Miranda Sawyer 

Rewind radio: Drunk Again: Ann Widdecombe Investigates; Sunday Feature: AL Kennedy’s Art of Madness; The Radio Ballads: Never Again – A Lament for the Titanic – review

Ann Widdecombe learned little from a night out on the town, while AL Kennedy plumbed the depths of despair indoors, writes Miranda Sawyer
  
  

ann widdecombe alcohol
Ann Widdecombe: Ignorance is her USP. Photograph: Jeremy Selwyn/ Evening Standard Photograph: Jeremy Selwyn/ Evening Standard

Drunk Again: Ann Widdecombe Investigates (Radio 5 Live) | iPlayer

Sunday Feature: AL Kennedy's Art and Madness (Radio 3) | iPlayer

The Radio Ballads: Never Again – A Lament for the Titanic (Radio 4 Extra) | iPlayer

If David and George are two arrogant posh boys who don't know the price of milk, then what is The Widdecombe? In her 5 Live programme, portentously entitled Drunk Again: Ann Widdecombe Investigates, she wasn't arrogant. She got on fine with the lively young women who took her on a night out. She was ignorant, of course, but that's the point: Widdecombe is famed for her innocence. And she definitely didn't know the price of a sambuca. She didn't know what it was.

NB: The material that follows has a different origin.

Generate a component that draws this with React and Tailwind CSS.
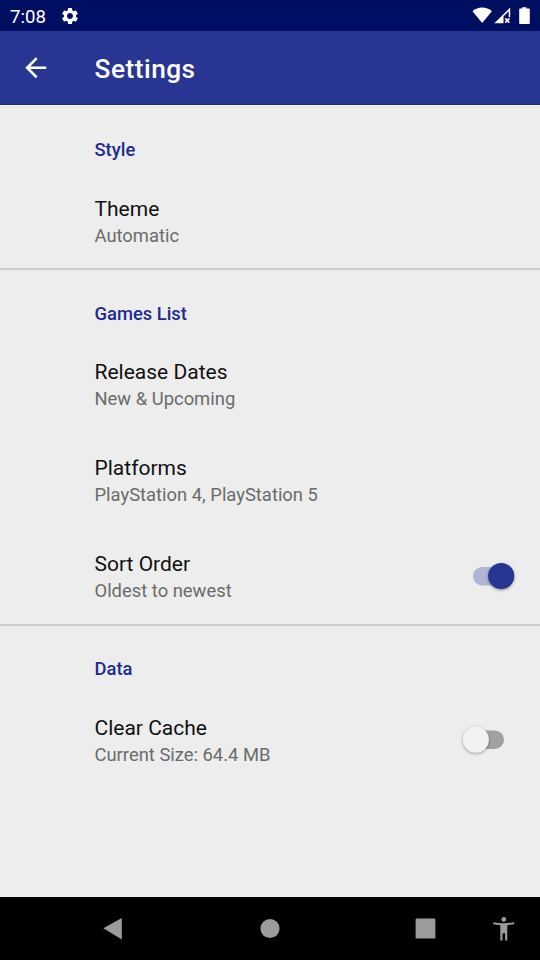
import React from "react";

function Category({ children, className = "" }) {
  return (
    <h2 className={`pl-[94.5px] text-[18.375px] leading-[22px] font-medium text-[#1c2a91] ${className}`}>
      {children}
    </h2>
  );
}

function Toggle({ on }) {
  return (
    <svg className="mr-[20px] shrink-0" width="60" height="40" viewBox="0 0 60 40">
      {on ? (
        <>
          <rect x="13" y="11" width="38" height="18.4" rx="9.2" fill="#b0b5d6" />
          <circle cx="41.2" cy="20.1" r="13.1" fill="#283593" className="drop-shadow-[0_1.5px_1.5px_rgba(0,0,0,0.35)]" />
        </>
      ) : (
        <>
          <rect x="8" y="10.5" width="36" height="18.4" rx="9.2" fill="#a1a1a1" />
          <circle cx="15.8" cy="19.7" r="13.1" fill="#f1f1f1" className="drop-shadow-[0_1.5px_1.5px_rgba(0,0,0,0.35)]" />
        </>
      )}
    </svg>
  );
}

function Preference({ title, summary, children }) {
  return (
    <div className="flex h-24 items-center justify-between pl-[94.5px]">
      <div className="pt-0.5">
        <div className="text-[21px] leading-[27px] text-[#111111]">{title}</div>
        <div className="-mt-px text-[18.4px] leading-[27px] text-[#6b6b6b]">{summary}</div>
      </div>
      {children}
    </div>
  );
}

export default function App() {
  return (
    <div className="flex h-[960px] w-[540px] flex-col overflow-hidden bg-[#ededed] font-[Roboto,sans-serif]">
      <div className="flex h-[31px] shrink-0 items-center bg-[#000e62] pl-[10px] pr-[9px] text-white">
        <span className="w-[37px] pt-[2px] text-[18.6px] leading-[22px]">7:08</span>
        <svg className="ml-[13px] mt-[1px]" width="20" height="20" viewBox="0 0 24 24" fill="#fff">
          <path d="M19.14 12.94c.04-.3.06-.61.06-.94 0-.32-.02-.64-.07-.94l2.03-1.58a.49.49 0 0 0 .12-.61l-1.92-3.32a.488.488 0 0 0-.59-.22l-2.39.96c-.5-.38-1.03-.7-1.62-.94l-.36-2.54a.484.484 0 0 0-.48-.41h-3.84c-.24 0-.43.17-.47.41l-.36 2.54c-.59.24-1.13.57-1.62.94l-2.39-.96c-.22-.08-.47 0-.59.22L2.74 8.87c-.12.21-.08.47.12.61l2.03 1.58c-.05.3-.09.63-.09.94s.02.64.07.94l-2.03 1.58a.49.49 0 0 0-.12.61l1.92 3.32c.12.22.37.29.59.22l2.39-.96c.5.38 1.03.7 1.62.94l.36 2.54c.05.24.24.41.48.41h3.84c.24 0 .44-.17.47-.41l.36-2.54c.59-.24 1.13-.56 1.62-.94l2.39.96c.22.08.47 0 .59-.22l1.92-3.32c.12-.22.07-.47-.12-.61l-2.01-1.58zM12 15.6c-1.98 0-3.6-1.62-3.6-3.6s1.62-3.6 3.6-3.6 3.6 1.62 3.6 3.6-1.62 3.6-3.6 3.6z" />
        </svg>
        <svg className="ml-auto" width="60" height="31" viewBox="0 0 60 31" fill="#fff">
          <path d="M11.2 23 1.5 11.2C4.2 8.8 7.5 7.500 11.2 7.500s7 1.300 9.700 3.700z" />
          <path d="M39.200 7.500V17h-1.500v-5.800l-5.200 5.200v6.800h-9.200z" />
          <path d="m34.200 18.400 4.200 4.200m0-4.200-4.200 4.200" stroke="#fff" strokeWidth="1.6" />
          <path d="M51.200 8.600V7.200h4.200v1.400h2.300c.7 0 1.100.4 1.100 1.100v13.200c0 .7-.4 1.100-1.100 1.100h-8.400c-.7 0-1.100-.4-1.100-1.100V9.700c0-.7.4-1.100 1.100-1.100z" />
        </svg>
      </div>

      <header className="flex h-[74px] shrink-0 items-center border-b border-[#1c2a85] bg-[#283593] text-white shadow-[0_1px_0_#f8f8f8,0_2px_0_#e4e4e4]">
        <svg className="ml-[20px] shrink-0" width="31.5" height="31.5" viewBox="0 0 24 24" fill="#fff">
          <path d="M20 11H7.83l5.59-5.59L12 4l-8 8 8 8 1.41-1.41L7.83 13H20v-2z" />
        </svg>
        <h1 className="ml-[43px] pt-[3px] text-[26.25px] leading-[32px] font-medium tracking-[0.5px]">Settings</h1>
      </header>

      <main className="flex-1">
        <section className="h-[165px] border-b-2 border-[#cbcbcb]">
          <Category className="h-[68px] pt-[34px]">Style</Category>
          <Preference title="Theme" summary="Automatic" />
        </section>
        <section className="h-[356px] border-b-2 border-[#cbcbcb]">
          <Category className="h-[66px] pt-[33px]">Games List</Category>
          <Preference title="Release Dates" summary="New & Upcoming" />
          <Preference title="Platforms" summary="PlayStation 4, PlayStation 5" />
          <Preference title="Sort Order" summary="Oldest to newest">
            <Toggle on />
          </Preference>
        </section>
        <section>
          <Category className="h-[66px] pt-[32px]">Data</Category>
          <Preference title="Clear Cache" summary="Current Size: 64.4 MB">
            <Toggle />
          </Preference>
        </section>
      </main>

      <nav className="h-[63px] shrink-0 bg-black">
        <svg width="540" height="63" viewBox="0 0 540 63" fill="#9b9b9b">
          <path d="M103.3 31.2 121.8 21v21.4z" />
          <circle cx="270" cy="31.5" r="9.6" />
          <rect x="415.6" y="21.6" width="19.8" height="20" rx="1.2" />
          <circle cx="503.8" cy="22.4" r="2.4" />
          <path d="M493.5 25.2c6.800 1.300 13.700 1.300 20.500 0l.4 2-7.100 1v15.200h-2.200v-7.200h-2.600v7.200h-2.200V28.200l-7.200-1z" />
        </svg>
      </nav>
    </div>
  );
}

"You set it alight!" "Ooh, Ann, you haven't lived!" "You can light it in your mouth, if you want!" The delighted mewing and purring of her companions – funny, sensible girls who were teachers and accountants – made it seem as if she was surrounded by friendly kittens. Ann, with her awful, honking voice (she really is hard to listen to), was more of an elderly goose. She kept trying to take control – "I'll go to the bar" – but the kittens' determination to gambol and play got her all of a dither. "You all wake up top and tail in bed?" she trumpeted. "You don't seriously mean that you all share a bed?" They did. It was fun, they said. As was dancing in heels, going to a cafe the morning after in their pyjamas and using photos to try and piece together a night out. And drinking. Just… fun.

Ann couldn't – or wouldn't – understand. And that's where this programme failed. You need a presenter who's willing to learn in order to make a great documentary, and Ann Widdecombe is proud to know nothing. It's her USP. "I'm as baffled at the end as I was at the beginning," she said, despite having met academics, doctors and researchers who told her almost everything there is to know about alcohol. Including, by the way, the fact that for the past eight years, problem drinking has significantly decreased in the UK's 18- to 24-year-olds. But Ann didn't really take anything in; she investigated and then she ignored.

I expect that 5 Live thought the idea of Widdecombe hanging out with a bunch of drunk Essex girls would be funny. It was, a bit, but not half as funny as AL Kennedy's essay for Radio 3 on the relationship between art and madness. She unpicked films, pointing out that if you were to take on Hollywood's depiction of artists you would assume that creativity had "similar casualty figures to serving in Vietnam". She unpicked radio, creating and then deconstructing a scene in a hotel that had her lying on a bed, "self-pitying, upset, theatrically tormented and horizontal". She was just great, and I really recommend you listen on iPlayer. You'll have to be quick, though; today's the last day.

As it is for Radio 4 Extra's Titanic Radio Ballad, made for the 100th anniversary by Radio Solent. If you're unfamiliar with the Radio Ballads, they were created in the late 1950s by Peggy Seeger and Ewan MacColl and radio producer Charles Parker. They combined real-life interviews with sound effects and specially written songs to capture a documentary moment, usually the story of a group of people: teenagers, miners, road builders. For this new Radio Ballad, producer Philip Glassborow used archive recordings of Titanic survivors and Seeger sang a song she'd written with her son, Calum MacColl. It was beautiful, her voice, stunning. Unfortunately, actors were used to recreate certain scenes, which went absolutely against the original idea and rather spoilt the effect. But, still, worth checking out.